Fans who can still afford to go to a popular music concert these days have something in common no matter whether they like hard country or the latest, wildest rock and roll. Namely, they stand a good chance of getting stuck paying an inflated price for a ticket because of so-called "sell-outs" that often are not that. Not exactly.
A report by The News & Observer's David Menconi last Sunday detailed a ticket-selling system in concert venues large and small whereby ticket "brokers" of one sort or another resell tickets they've often acquired in blocks at inflated prices.
Sometimes, the performing artists themselves, and their promoters, are in for a cut of the proceeds when they hold back a number of prime tickets that are then sold at high prices.

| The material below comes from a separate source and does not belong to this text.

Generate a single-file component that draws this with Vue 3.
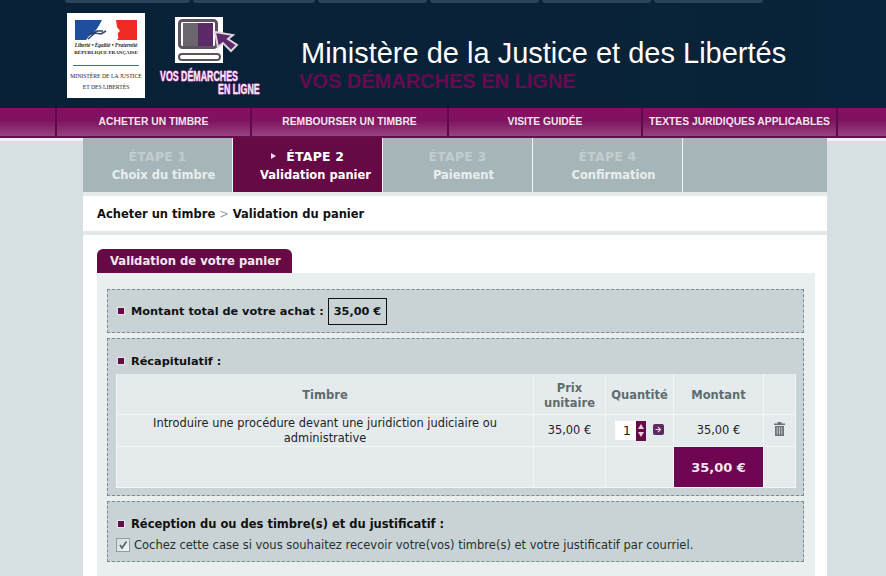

If this sounds like old-fashioned "scalping," that's because it essentially is exactly that. And if this were something confined to individuals who accidentally wound up with a couple of extra tickets for a show and wanted to make a few bucks, it might be rather harmless. But the Age of the Internet has turned the resale business into a very big business indeed, one that sticks it to would-be concert goers who dutifully wait until the day tickets go on sale, go online to buy, and find out that the show is a sell-out.
Only it's not. A little more rummaging online can turn up secondary ticket sale sites where admission can be had - for a high price.
This is all pretty much out in the open, and in fact Ticketmaster, king of the concert ticket business, owns ticketsnow.com, a site where tickets to often sold-out shows can be had. In effect, the site is Ticketmaster's own scalper.
All the parties in the concert business, from the venues such as the RBC Center and the Durham Performing Arts Center and many others to artists' representatives to ticket brokers, are in a wink-and-nod game here. If they talked at length about it, the gist of what they all said would be the same: Gee, it's too bad that fans wind up at the mercy of scalpers, but gosh, there's just not much that can be done about it. We're really upset about it, though.
As Menconi reported, North Carolina used to outlaw scalping. The law was amended, apparently with good intentions, in the 2007-08 legislative session to allow "Internet Resale" of tickets at higher prices (meaning higher than face value) in exchange for giving consumers a little protection - guaranteed refunds from vendors if a show was canceled, for example. State Rep. Pryor Gibson of Wadesboro, who led the change through the House, says he figured the concert venues would prohibit scalping, but they didn't. So merrily the scalpers roll along.
No one - not the venues, not the first-line ticket sellers, not most of the artists and certainly not the scalpers - wants to change the system. So here's a first step for the people who are supposed to take on difficult tasks to protect consumers, the members of the General Assembly: Force concert venues to ban scalping.
That won't solve the problem, but it will be a first step, after which legislators can consider, perhaps in consultation with those from other states, what to do to pull the reins on scalpers for good. Sitting around and fretting about how this is all so complicated that nothing can be done about it just isn't good enough, and never should have been.
It is past time for some old-fashioned, get-tough consumer protection.